### Work to do
Type out the complete listing below word for word, without its pictures.

### Data
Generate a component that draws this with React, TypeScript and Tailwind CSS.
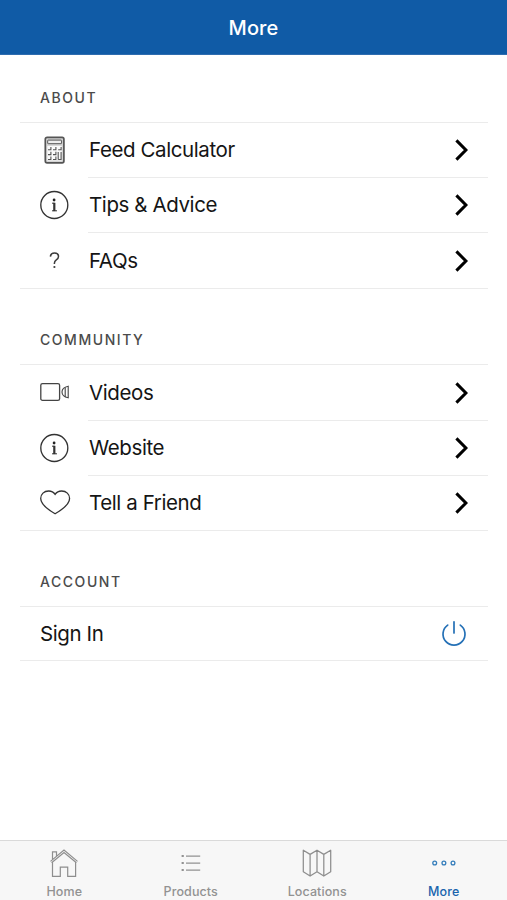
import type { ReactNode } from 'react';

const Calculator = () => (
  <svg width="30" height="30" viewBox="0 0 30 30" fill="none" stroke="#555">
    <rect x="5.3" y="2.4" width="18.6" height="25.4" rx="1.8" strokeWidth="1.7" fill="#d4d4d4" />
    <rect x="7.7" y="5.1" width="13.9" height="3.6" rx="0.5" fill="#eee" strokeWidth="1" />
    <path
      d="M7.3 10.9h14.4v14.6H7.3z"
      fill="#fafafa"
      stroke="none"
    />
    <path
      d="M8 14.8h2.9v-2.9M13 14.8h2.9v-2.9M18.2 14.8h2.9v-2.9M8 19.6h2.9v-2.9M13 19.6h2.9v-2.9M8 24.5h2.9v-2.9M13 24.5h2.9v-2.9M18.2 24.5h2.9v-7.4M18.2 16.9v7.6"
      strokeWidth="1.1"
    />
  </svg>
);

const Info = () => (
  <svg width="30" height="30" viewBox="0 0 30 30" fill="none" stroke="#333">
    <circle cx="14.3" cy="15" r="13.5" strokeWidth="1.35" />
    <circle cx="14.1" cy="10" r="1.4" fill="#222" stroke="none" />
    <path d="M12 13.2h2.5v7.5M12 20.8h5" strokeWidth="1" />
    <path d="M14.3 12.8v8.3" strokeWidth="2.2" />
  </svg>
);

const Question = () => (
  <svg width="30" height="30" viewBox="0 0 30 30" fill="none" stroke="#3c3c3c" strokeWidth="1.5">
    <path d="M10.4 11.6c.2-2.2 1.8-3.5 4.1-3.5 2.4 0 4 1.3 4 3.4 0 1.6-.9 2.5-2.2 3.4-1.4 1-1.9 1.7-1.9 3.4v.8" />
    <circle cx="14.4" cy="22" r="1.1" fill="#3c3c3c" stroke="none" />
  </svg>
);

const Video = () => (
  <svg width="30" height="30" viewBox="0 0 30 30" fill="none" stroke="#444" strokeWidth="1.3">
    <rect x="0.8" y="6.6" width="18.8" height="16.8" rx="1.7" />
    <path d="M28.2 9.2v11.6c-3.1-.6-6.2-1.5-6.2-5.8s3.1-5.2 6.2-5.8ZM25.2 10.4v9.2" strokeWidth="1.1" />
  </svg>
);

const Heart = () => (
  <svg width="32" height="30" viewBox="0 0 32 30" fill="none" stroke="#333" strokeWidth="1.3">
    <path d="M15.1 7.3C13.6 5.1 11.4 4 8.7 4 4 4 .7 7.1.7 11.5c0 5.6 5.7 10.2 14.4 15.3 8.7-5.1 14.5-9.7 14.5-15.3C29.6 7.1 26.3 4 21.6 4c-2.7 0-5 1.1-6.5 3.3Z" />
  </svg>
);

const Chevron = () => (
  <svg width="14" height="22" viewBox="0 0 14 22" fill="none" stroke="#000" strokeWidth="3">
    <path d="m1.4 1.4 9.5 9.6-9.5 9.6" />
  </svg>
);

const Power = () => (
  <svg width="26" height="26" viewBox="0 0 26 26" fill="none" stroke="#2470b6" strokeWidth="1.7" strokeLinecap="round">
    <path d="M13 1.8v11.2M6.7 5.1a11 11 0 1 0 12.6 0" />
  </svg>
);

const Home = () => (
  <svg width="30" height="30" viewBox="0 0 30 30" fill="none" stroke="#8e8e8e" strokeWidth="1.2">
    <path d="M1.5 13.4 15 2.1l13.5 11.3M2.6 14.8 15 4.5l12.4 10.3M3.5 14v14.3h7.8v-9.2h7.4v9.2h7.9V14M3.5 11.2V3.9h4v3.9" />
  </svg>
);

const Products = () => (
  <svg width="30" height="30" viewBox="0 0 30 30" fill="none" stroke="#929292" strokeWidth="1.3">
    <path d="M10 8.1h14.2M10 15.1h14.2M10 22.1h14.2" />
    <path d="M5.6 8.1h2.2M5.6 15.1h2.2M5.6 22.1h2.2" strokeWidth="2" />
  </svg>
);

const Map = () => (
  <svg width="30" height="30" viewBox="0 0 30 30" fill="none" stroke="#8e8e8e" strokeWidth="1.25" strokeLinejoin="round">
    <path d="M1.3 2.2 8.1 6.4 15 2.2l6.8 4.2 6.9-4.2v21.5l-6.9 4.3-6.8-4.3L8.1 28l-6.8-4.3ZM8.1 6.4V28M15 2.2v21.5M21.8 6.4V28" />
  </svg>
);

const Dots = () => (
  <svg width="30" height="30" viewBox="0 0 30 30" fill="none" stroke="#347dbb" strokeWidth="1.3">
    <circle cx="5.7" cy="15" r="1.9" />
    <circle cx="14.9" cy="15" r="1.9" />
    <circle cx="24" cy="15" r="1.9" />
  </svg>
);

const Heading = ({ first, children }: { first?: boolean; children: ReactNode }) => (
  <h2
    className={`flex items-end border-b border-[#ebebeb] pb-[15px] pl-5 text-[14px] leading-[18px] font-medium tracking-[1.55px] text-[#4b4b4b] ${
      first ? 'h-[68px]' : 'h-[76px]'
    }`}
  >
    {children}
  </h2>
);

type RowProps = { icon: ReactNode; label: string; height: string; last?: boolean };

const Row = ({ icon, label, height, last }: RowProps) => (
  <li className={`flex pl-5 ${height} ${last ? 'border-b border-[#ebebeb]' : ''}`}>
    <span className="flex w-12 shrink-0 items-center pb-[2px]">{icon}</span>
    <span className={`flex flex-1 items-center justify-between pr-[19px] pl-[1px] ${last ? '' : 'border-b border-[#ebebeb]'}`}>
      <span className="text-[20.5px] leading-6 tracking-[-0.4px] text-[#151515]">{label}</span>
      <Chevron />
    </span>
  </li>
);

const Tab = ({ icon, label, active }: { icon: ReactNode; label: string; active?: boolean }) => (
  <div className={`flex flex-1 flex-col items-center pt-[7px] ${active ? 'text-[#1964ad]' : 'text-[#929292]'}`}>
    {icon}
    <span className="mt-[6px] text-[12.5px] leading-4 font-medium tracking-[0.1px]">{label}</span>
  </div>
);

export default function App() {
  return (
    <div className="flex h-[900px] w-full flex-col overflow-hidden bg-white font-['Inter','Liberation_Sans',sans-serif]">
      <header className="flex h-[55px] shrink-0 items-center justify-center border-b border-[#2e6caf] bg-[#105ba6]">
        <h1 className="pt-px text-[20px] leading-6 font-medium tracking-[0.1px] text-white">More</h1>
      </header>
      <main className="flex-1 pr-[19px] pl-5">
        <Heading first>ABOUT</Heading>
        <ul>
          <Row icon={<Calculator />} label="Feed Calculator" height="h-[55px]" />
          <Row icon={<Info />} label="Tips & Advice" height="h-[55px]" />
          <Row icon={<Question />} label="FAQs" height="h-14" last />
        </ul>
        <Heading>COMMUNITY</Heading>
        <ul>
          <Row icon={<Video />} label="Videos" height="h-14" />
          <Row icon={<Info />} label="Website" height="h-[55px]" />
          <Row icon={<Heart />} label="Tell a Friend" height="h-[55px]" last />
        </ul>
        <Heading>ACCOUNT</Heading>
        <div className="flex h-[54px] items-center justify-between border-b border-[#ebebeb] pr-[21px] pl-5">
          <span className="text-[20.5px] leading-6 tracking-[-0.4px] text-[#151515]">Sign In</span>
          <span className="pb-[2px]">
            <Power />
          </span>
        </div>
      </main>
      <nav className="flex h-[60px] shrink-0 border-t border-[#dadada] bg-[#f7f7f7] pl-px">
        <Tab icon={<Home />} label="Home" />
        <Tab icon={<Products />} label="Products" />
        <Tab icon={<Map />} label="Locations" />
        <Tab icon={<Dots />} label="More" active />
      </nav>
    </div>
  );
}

### Problem solution
Generate a component that draws this with React, TypeScript and Tailwind CSS.
import type { ReactNode } from 'react';

const Calculator = () => (
  <svg width="30" height="30" viewBox="0 0 30 30" fill="none" stroke="#555">
    <rect x="5.3" y="2.4" width="18.6" height="25.4" rx="1.8" strokeWidth="1.7" fill="#d4d4d4" />
    <rect x="7.7" y="5.1" width="13.9" height="3.6" rx="0.5" fill="#eee" strokeWidth="1" />
    <path
      d="M7.3 10.9h14.4v14.6H7.3z"
      fill="#fafafa"
      stroke="none"
    />
    <path
      d="M8 14.8h2.9v-2.9M13 14.8h2.9v-2.9M18.2 14.8h2.9v-2.9M8 19.6h2.9v-2.9M13 19.6h2.9v-2.9M8 24.5h2.9v-2.9M13 24.5h2.9v-2.9M18.2 24.5h2.9v-7.4M18.2 16.9v7.6"
      strokeWidth="1.1"
    />
  </svg>
);

const Info = () => (
  <svg width="30" height="30" viewBox="0 0 30 30" fill="none" stroke="#333">
    <circle cx="14.3" cy="15" r="13.5" strokeWidth="1.35" />
    <circle cx="14.1" cy="10" r="1.4" fill="#222" stroke="none" />
    <path d="M12 13.2h2.5v7.5M12 20.8h5" strokeWidth="1" />
    <path d="M14.3 12.8v8.3" strokeWidth="2.2" />
  </svg>
);

const Question = () => (
  <svg width="30" height="30" viewBox="0 0 30 30" fill="none" stroke="#3c3c3c" strokeWidth="1.5">
    <path d="M10.4 11.6c.2-2.2 1.8-3.5 4.1-3.5 2.4 0 4 1.3 4 3.4 0 1.6-.9 2.5-2.2 3.4-1.4 1-1.9 1.7-1.9 3.4v.8" />
    <circle cx="14.4" cy="22" r="1.1" fill="#3c3c3c" stroke="none" />
  </svg>
);

const Video = () => (
  <svg width="30" height="30" viewBox="0 0 30 30" fill="none" stroke="#444" strokeWidth="1.3">
    <rect x="0.8" y="6.6" width="18.8" height="16.8" rx="1.7" />
    <path d="M28.2 9.2v11.6c-3.1-.6-6.2-1.5-6.2-5.8s3.1-5.2 6.2-5.8ZM25.2 10.4v9.2" strokeWidth="1.1" />
  </svg>
);

const Heart = () => (
  <svg width="32" height="30" viewBox="0 0 32 30" fill="none" stroke="#333" strokeWidth="1.3">
    <path d="M15.1 7.3C13.6 5.1 11.4 4 8.7 4 4 4 .7 7.1.7 11.5c0 5.6 5.7 10.2 14.4 15.3 8.7-5.1 14.5-9.7 14.5-15.3C29.6 7.1 26.3 4 21.6 4c-2.7 0-5 1.1-6.5 3.3Z" />
  </svg>
);

const Chevron = () => (
  <svg width="14" height="22" viewBox="0 0 14 22" fill="none" stroke="#000" strokeWidth="3">
    <path d="m1.4 1.4 9.5 9.6-9.5 9.6" />
  </svg>
);

const Power = () => (
  <svg width="26" height="26" viewBox="0 0 26 26" fill="none" stroke="#2470b6" strokeWidth="1.7" strokeLinecap="round">
    <path d="M13 1.8v11.2M6.7 5.1a11 11 0 1 0 12.6 0" />
  </svg>
);

const Home = () => (
  <svg width="30" height="30" viewBox="0 0 30 30" fill="none" stroke="#8e8e8e" strokeWidth="1.2">
    <path d="M1.5 13.4 15 2.1l13.5 11.3M2.6 14.8 15 4.5l12.4 10.3M3.5 14v14.3h7.8v-9.2h7.4v9.2h7.9V14M3.5 11.2V3.9h4v3.9" />
  </svg>
);

const Products = () => (
  <svg width="30" height="30" viewBox="0 0 30 30" fill="none" stroke="#929292" strokeWidth="1.3">
    <path d="M10 8.1h14.2M10 15.1h14.2M10 22.1h14.2" />
    <path d="M5.6 8.1h2.2M5.6 15.1h2.2M5.6 22.1h2.2" strokeWidth="2" />
  </svg>
);

const Map = () => (
  <svg width="30" height="30" viewBox="0 0 30 30" fill="none" stroke="#8e8e8e" strokeWidth="1.25" strokeLinejoin="round">
    <path d="M1.3 2.2 8.1 6.4 15 2.2l6.8 4.2 6.9-4.2v21.5l-6.9 4.3-6.8-4.3L8.1 28l-6.8-4.3ZM8.1 6.4V28M15 2.2v21.5M21.8 6.4V28" />
  </svg>
);

const Dots = () => (
  <svg width="30" height="30" viewBox="0 0 30 30" fill="none" stroke="#347dbb" strokeWidth="1.3">
    <circle cx="5.7" cy="15" r="1.9" />
    <circle cx="14.9" cy="15" r="1.9" />
    <circle cx="24" cy="15" r="1.9" />
  </svg>
);

const Heading = ({ first, children }: { first?: boolean; children: ReactNode }) => (
  <h2
    className={`flex items-end border-b border-[#ebebeb] pb-[15px] pl-5 text-[14px] leading-[18px] font-medium tracking-[1.55px] text-[#4b4b4b] ${
      first ? 'h-[68px]' : 'h-[76px]'
    }`}
  >
    {children}
  </h2>
);

type RowProps = { icon: ReactNode; label: string; height: string; last?: boolean };

const Row = ({ icon, label, height, last }: RowProps) => (
  <li className={`flex pl-5 ${height} ${last ? 'border-b border-[#ebebeb]' : ''}`}>
    <span className="flex w-12 shrink-0 items-center pb-[2px]">{icon}</span>
    <span className={`flex flex-1 items-center justify-between pr-[19px] pl-[1px] ${last ? '' : 'border-b border-[#ebebeb]'}`}>
      <span className="text-[20.5px] leading-6 tracking-[-0.4px] text-[#151515]">{label}</span>
      <Chevron />
    </span>
  </li>
);

const Tab = ({ icon, label, active }: { icon: ReactNode; label: string; active?: boolean }) => (
  <div className={`flex flex-1 flex-col items-center pt-[7px] ${active ? 'text-[#1964ad]' : 'text-[#929292]'}`}>
    {icon}
    <span className="mt-[6px] text-[12.5px] leading-4 font-medium tracking-[0.1px]">{label}</span>
  </div>
);

export default function App() {
  return (
    <div className="flex h-[900px] w-full flex-col overflow-hidden bg-white font-['Inter','Liberation_Sans',sans-serif]">
      <header className="flex h-[55px] shrink-0 items-center justify-center border-b border-[#2e6caf] bg-[#105ba6]">
        <h1 className="pt-px text-[20px] leading-6 font-medium tracking-[0.1px] text-white">More</h1>
      </header>
      <main className="flex-1 pr-[19px] pl-5">
        <Heading first>ABOUT</Heading>
        <ul>
          <Row icon={<Calculator />} label="Feed Calculator" height="h-[55px]" />
          <Row icon={<Info />} label="Tips & Advice" height="h-[55px]" />
          <Row icon={<Question />} label="FAQs" height="h-14" last />
        </ul>
        <Heading>COMMUNITY</Heading>
        <ul>
          <Row icon={<Video />} label="Videos" height="h-14" />
          <Row icon={<Info />} label="Website" height="h-[55px]" />
          <Row icon={<Heart />} label="Tell a Friend" height="h-[55px]" last />
        </ul>
        <Heading>ACCOUNT</Heading>
        <div className="flex h-[54px] items-center justify-between border-b border-[#ebebeb] pr-[21px] pl-5">
          <span className="text-[20.5px] leading-6 tracking-[-0.4px] text-[#151515]">Sign In</span>
          <span className="pb-[2px]">
            <Power />
          </span>
        </div>
      </main>
      <nav className="flex h-[60px] shrink-0 border-t border-[#dadada] bg-[#f7f7f7] pl-px">
        <Tab icon={<Home />} label="Home" />
        <Tab icon={<Products />} label="Products" />
        <Tab icon={<Map />} label="Locations" />
        <Tab icon={<Dots />} label="More" active />
      </nav>
    </div>
  );
}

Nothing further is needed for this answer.